Oliver warns against reading too much into the latest auction data, noting that property has returned just 5.3% per year in the 10 years to 2013 – well below average.
Property returned 11.8% a year in the 10 years to September 2003, so “the house price bubble was 10 years ago,” Oliver writes.
Which of course is true, as the chart below from the Australian Bureau of Statistics (ABS) shows.
Prices are starting to kick on, but the four-quarter rate of change is nowhere near where it was back in the early part of this century, or even where it was after the First Home Owner boost during the GFC.
On the other hand, the question could be more than just the rate of change of house prices – it’s potentially also about prices, and on that front ABS data shows that housing has never been more expensive in Australia.

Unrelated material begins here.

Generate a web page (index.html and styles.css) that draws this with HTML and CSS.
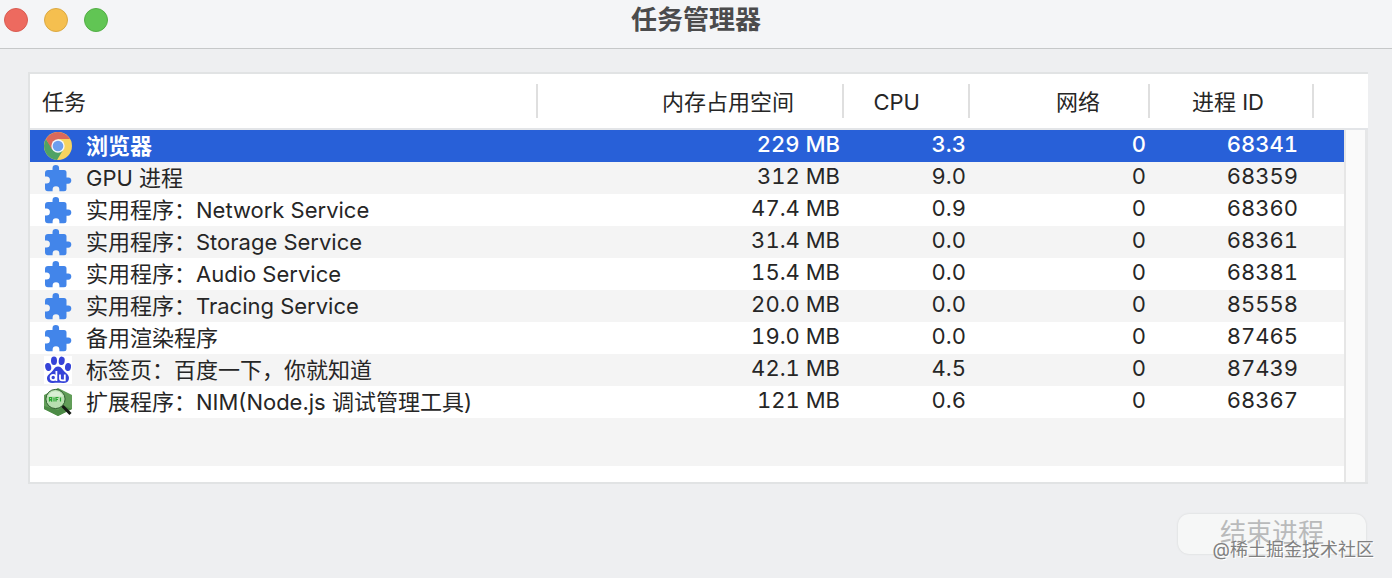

Which is driving the share of first home owners as a percentage of all new loans financed each month to just 12.5%, the lowest since the ABS started publishing the share of first home owners in 1991.
So while prices might not be rising as fast as they have in the past, first home owners are being chased out of the market and average loan size is up around 70% from where they were in 2003.
All of which raises the question – what is a bubble?
Is it the rate of change in price? Or is it the fact that a large cohort of the population is being bid out of the market by the inextricable rise in house prices?
Time will tell.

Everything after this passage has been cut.